Exercise:
Report each line of the data that has "styled" somewhere in it.

-- START Entries --

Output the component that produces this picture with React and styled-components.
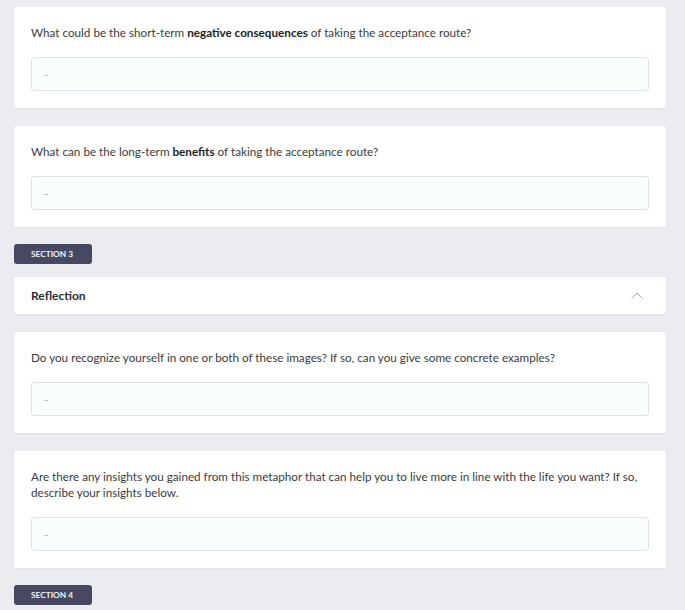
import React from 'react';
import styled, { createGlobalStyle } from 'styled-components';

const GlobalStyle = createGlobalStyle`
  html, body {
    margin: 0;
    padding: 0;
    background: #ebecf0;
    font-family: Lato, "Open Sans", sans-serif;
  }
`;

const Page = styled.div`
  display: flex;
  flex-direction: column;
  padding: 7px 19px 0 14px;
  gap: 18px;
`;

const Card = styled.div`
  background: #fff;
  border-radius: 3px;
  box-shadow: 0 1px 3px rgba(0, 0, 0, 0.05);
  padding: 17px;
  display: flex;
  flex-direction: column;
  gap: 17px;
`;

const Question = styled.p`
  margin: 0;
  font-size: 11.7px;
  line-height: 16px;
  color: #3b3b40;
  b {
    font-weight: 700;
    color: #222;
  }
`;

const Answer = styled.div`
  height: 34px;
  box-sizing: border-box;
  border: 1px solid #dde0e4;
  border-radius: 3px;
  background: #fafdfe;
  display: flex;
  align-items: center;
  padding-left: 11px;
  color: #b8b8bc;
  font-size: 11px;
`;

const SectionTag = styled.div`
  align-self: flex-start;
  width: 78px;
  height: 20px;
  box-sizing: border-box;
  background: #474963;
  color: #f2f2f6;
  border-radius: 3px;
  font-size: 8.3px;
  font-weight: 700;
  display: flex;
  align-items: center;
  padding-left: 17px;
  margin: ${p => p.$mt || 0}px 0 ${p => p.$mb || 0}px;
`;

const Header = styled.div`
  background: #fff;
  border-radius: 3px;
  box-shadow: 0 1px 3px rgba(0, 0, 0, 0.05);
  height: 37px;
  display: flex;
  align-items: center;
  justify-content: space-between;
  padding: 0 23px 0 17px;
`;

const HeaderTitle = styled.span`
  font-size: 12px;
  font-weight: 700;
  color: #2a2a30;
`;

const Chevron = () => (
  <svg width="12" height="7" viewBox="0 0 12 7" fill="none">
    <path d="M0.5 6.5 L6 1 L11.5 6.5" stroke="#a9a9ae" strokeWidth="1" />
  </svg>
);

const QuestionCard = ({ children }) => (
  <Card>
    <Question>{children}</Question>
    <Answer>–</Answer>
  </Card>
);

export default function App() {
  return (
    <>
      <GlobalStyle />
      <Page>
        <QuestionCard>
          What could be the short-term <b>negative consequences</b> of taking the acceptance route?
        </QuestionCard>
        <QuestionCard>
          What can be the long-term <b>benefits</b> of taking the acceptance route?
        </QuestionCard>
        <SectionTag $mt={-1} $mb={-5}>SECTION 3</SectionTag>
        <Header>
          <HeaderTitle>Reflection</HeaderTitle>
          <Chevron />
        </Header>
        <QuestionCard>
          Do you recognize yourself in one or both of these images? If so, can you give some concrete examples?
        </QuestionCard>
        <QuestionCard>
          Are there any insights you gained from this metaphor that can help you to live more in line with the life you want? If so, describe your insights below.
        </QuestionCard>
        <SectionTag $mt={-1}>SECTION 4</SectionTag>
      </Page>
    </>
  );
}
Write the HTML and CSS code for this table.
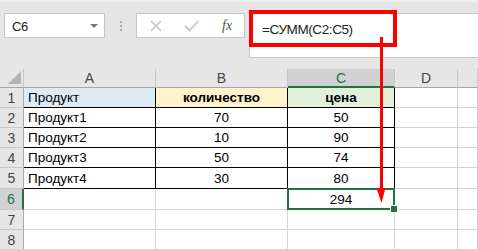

-- END Entries --

Exercise result:
Output the component that produces this picture with React and styled-components.
import styled, { createGlobalStyle } from 'styled-components';
const Page = styled.div`
const Card = styled.div`
const Question = styled.p`
const Answer = styled.div`
const SectionTag = styled.div`
const Header = styled.div`
const HeaderTitle = styled.span`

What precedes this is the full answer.